Sheikh Salman has vowed to "work day and night" to ensure Kuwait representation in sport ©Getty Images

Kuwait's Minister of State for Youth Affairs has Sheikh Salman Sabah Al-Salem Al-Humoud Al-Sabah has claimed the country has "honoured all commitments" to be re-integrated back into international sport.

It comes on the eve of a deadline for Kuwait to be accepted as a member of FIFA imposed by the Asian Football Confederation (AFC) A in order to be eligible to compete at the Asian Cup in 2019.

Kuwait was suspended by the International Olympic Committee (IOC) in October 2015 for Government interference, with FIFA and numerous other International Federations swiftly following suit.

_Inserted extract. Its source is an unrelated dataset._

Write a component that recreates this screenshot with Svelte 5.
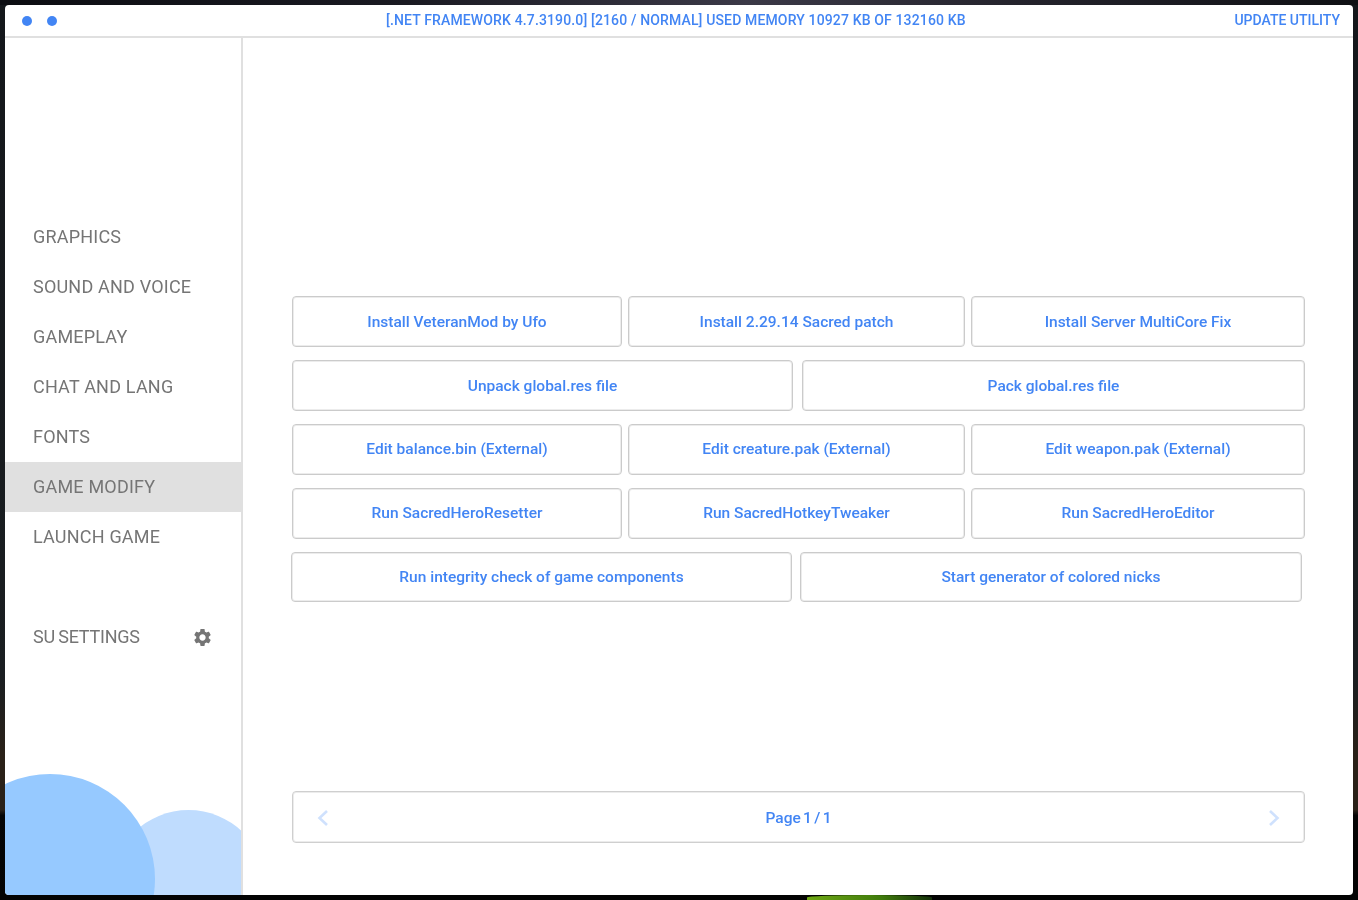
<script>
  const nav = ['GRAPHICS', 'SOUND AND VOICE', 'GAMEPLAY', 'CHAT AND LANG', 'FONTS', 'GAME MODIFY', 'LAUNCH GAME'];
  const rows = [
    { cls: 'three', items: ['Install VeteranMod by Ufo', 'Install 2.29.14 Sacred patch', 'Install Server MultiCore Fix'] },
    { cls: 'two', items: ['Unpack global.res file', 'Pack global.res file'] },
    { cls: 'three lift', items: ['Edit balance.bin (External)', 'Edit creature.pak (External)', 'Edit weapon.pak (External)'] },
    { cls: 'three lift', items: ['Run SacredHeroResetter', 'Run SacredHotkeyTweaker', 'Run SacredHeroEditor'] },
    { cls: 'two last', items: ['Run integrity check of game components', 'Start generator of colored nicks'] }
  ];
</script>

<div class="backdrop" aria-hidden="true"><span class="leaf"></span></div>
<div class="window">
  <header class="bar">
    <div class="dots"><span></span><span></span></div>
    <div class="info">[.NET FRAMEWORK 4.7.3190.0] [2160 / NORMAL] USED MEMORY 10927 KB OF 132160 KB</div>
    <div class="update">UPDATE UTILITY</div>
  </header>
  <div class="body">
    <aside class="side">
      <nav>
        {#each nav as item}
          <div class="item" class:active={item === 'GAME MODIFY'}>{item}</div>
        {/each}
      </nav>
      <div class="item settings">
        <span class="su">SU SETTINGS</span>
        <svg class="gear" width="21" height="21" viewBox="0 0 24 24" fill="#757575"><path fill-rule="evenodd" d="M19.14 12.94c.04-.3.06-.61.06-.94 0-.32-.02-.64-.07-.94l2.03-1.58c.18-.14.23-.41.12-.61l-1.92-3.32c-.12-.22-.37-.29-.59-.22l-2.39.96c-.5-.38-1.03-.7-1.62-.94L14.4 2.81c-.04-.24-.24-.41-.48-.41h-3.84c-.24 0-.43.17-.47.41L9.25 5.35c-.59.24-1.13.57-1.62.94l-2.39-.96c-.22-.08-.47 0-.59.22L2.74 8.87c-.12.21-.08.47.12.61l2.03 1.58c-.05.3-.09.63-.09.94s.02.64.07.94l-2.03 1.58c-.18.14-.23.41-.12.61l1.92 3.32c.12.22.37.29.59.22l2.39-.96c.5.38 1.03.7 1.62.94l.36 2.54c.05.24.24.41.48.41h3.84c.24 0 .44-.17.47-.41l.36-2.54c.59-.24 1.13-.56 1.62-.94l2.39.96c.22.08.47 0 .59-.22l1.92-3.32c.12-.22.07-.47-.12-.61l-2.01-1.58zM12 15.6c-1.98 0-3.6-1.62-3.6-3.6s1.62-3.6 3.6-3.6 3.6 1.62 3.6 3.6-1.62 3.6-3.6 3.6z"/></svg>
      </div>
      <div class="circle small"></div>
      <div class="circle big"></div>
    </aside>
    <main class="main">
      {#each rows as row}
        <div class="row {row.cls}">
          {#each row.items as label}
            <button class="btn">{label}</button>
          {/each}
        </div>
      {/each}
      <div class="pager">
        <svg width="14" height="18" viewBox="0 0 14 18" fill="none" stroke="#cfe1fd" stroke-width="2.6"><path d="M11 2 3.5 9l7.5 7"/></svg>
        <span class="page">Page 1 / 1</span>
        <svg width="14" height="18" viewBox="0 0 14 18" fill="none" stroke="#cfe1fd" stroke-width="2.6"><path d="M3 2l7.5 7L3 16"/></svg>
      </div>
    </main>
  </div>
</div>

<style>
  :global(body) {
    margin: 0;
    background: #050506;
    font-family: Roboto, "Liberation Sans", sans-serif;
  }
  .backdrop {
    position: fixed;
    inset: 0;
    background:
      linear-gradient(90deg, #0c0d12 0%, #1a1a22 30%, #3b3947 55%, #24232c 75%, #0f1014 100%) top / 100% 5px no-repeat,
      linear-gradient(180deg, #14171b 0%, #1a1e21 75%, #2a2118 84%, #2a2118 90%, #050505 90.6%, #030303 100%);
  }
  .leaf {
    position: absolute;
    left: 807px;
    bottom: 0;
    width: 125px;
    height: 5px;
    background: linear-gradient(90deg, #6fa814, #3f7a0c 60%, #14300a);
    border-radius: 60% 60% 0 0;
  }
  .window {
    position: relative;
    margin: 5px;
    width: 1348px;
    height: 890px;
    background: #fff;
    border-radius: 4px;
    overflow: hidden;
    display: flex;
    flex-direction: column;
    box-sizing: border-box;
  }
  .bar {
    flex: none;
    height: 33px;
    box-sizing: border-box;
    border-bottom: 2px solid #e0e0e0;
    display: grid;
    grid-template-columns: 381px 1fr auto;
    align-items: center;
    padding-right: 13px;
    color: #4285f4;
    font-size: 14px;
    font-weight: 500;
  }
  .info {
    letter-spacing: 0.14px;
    padding-bottom: 2px;
  }
  .update {
    padding-bottom: 2px;
  }
  .dots {
    display: flex;
    gap: 15px;
    padding-left: 17px;
  }
  .dots span {
    width: 10px;
    height: 10px;
    border-radius: 50%;
    background: #4285f4;
  }
  .body {
    flex: 1;
    display: flex;
    min-height: 0;
  }
  .side {
    position: relative;
    flex: none;
    width: 238px;
    box-sizing: border-box;
    border-right: 2px solid #e0e0e0;
    padding-top: 174px;
    overflow: hidden;
  }
  .item {
    height: 50px;
    display: flex;
    align-items: center;
    padding: 0 0 2px 28px;
    box-sizing: border-box;
    color: #757575;
    font-size: 18px;
    letter-spacing: 0.2px;
  }
  .item.active {
    background: #e0e0e0;
  }
  .settings {
    margin-top: 50px;
    justify-content: space-between;
    padding-right: 28px;
  }
  .su {
    letter-spacing: -0.22px;
    word-spacing: -1px;
  }
  .gear {
    margin-top: 2px;
  }
  .circle {
    position: absolute;
    border-radius: 50%;
  }
  .big {
    width: 210px;
    height: 210px;
    left: -60px;
    top: 736px;
    background: #96c9ff;
  }
  .small {
    width: 155px;
    height: 155px;
    left: 106px;
    top: 772px;
    background: #bfdcfe;
  }
  .main {
    flex: 1;
    padding: 258px 0 0 49px;
    box-sizing: border-box;
  }
  .row {
    display: grid;
    width: 1013px;
    height: 51px;
    margin-bottom: 13px;
  }
  .three {
    grid-template-columns: 330px 337px 334px;
    column-gap: 6px;
  }
  .two {
    grid-template-columns: 501px 503px;
    column-gap: 9px;
  }
  .last {
    grid-template-columns: 501px 502px;
    column-gap: 8px;
    margin-left: -1px;
    height: 50px;
  }
  .btn {
    background: #fff;
    border: 1px solid #cbcbcb;
    box-shadow: inset 0 0 0 1px #ececec;
    border-radius: 4px;
    color: #4285f4;
    font: inherit;
    font-size: 15.5px;
    font-weight: 500;
    padding: 0;
  }
  .lift .btn {
    padding-bottom: 2px;
  }
  .pager {
    margin-top: 189px;
    width: 1013px;
    height: 52px;
    box-sizing: border-box;
    border: 1px solid #cfcfcf;
    box-shadow: inset 0 0 0 1px #ececec;
    border-radius: 4px;
    display: flex;
    align-items: center;
    justify-content: space-between;
    padding: 2px 23px 0;
    color: #4285f4;
    font-size: 15.5px;
    font-weight: 500;
  }
  .page {
    word-spacing: -1.5px;
  }
</style>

Sheikh Salman, also a former President of the Asian Shooting Confederation, has been at the centre of the dispute.

Athletes from Kuwait were only able to compete at the Rio 2016 Olympics independently under the Olympic Flag as the Sports Ministry introduced a new law giving them the power to take over all sports bodies and National Federations, as well as being able to control decisions including appointments and financial matters.

Sheikh Salman now claims to be fully committed to making the required changes.

But opponents claimed this week that he was stalling for time by giving a six month window for appealing the law.

"The Kuwait Government has honoured all commitments towards international sports organisations, with the youth interest being placed atop other priorities," he was reported as saying by the state-run Kuwait News Agency (KUNA) following a special Parliamentary Session to discussed the issue.

"During this period of time we had contacted the KOC several times and I had personally met with them, offering solutions and amendments.

"However, these proposals had fallen on deaf ears, with no consideration whatsoever to the young athletes, the national teams or Kuwait's reputation.

"We will work days and night to enable the National Assembly to work out the adequate legislation to lift the sports suspension."

Kuwait's athletes were forced to compete as independents at Rio 2016 due to the country's suspension from the IOC ©Getty Images
Kuwait's athletes were forced to compete as independents at Rio 2016 due to the country's suspension from the IOC ©Getty Images

The KOC had been dissolved following the passing of the new law along with national governing bodies for football, swimming, handball, basketball and judo.

All nine bodies had been replaced by "Interim Committees" led by figures seen as loyal to the Sports Ministry.

Both the IOC and FIFA threatened legal action against these rival bodies and claim they will never be recognised.

Sheikh Ahmad Al-Fahad Al-Sabah, the Kuwaiti IOC member and President of the Olympic Council of Asia and Association of National Olympic Committees, is also an AFC representative on the FIFA Executive Committee.

He is considered a rival of Sheikh Salman, his cousin, and their personal animosity is thought to have contributed to the recent struggles. 

Sheikh Salman stood unsuccessfully in 2014 to replace Mexico's Olegario Vázquez Raña as President of the ISSF, in an election where his defeat followed insidethegames revelations that he had been using his Government position to try to influence voters.

He blamed allies of Sheikh Ahmad for his defeat and this is thought to have prompted his subsequent support for the law changes.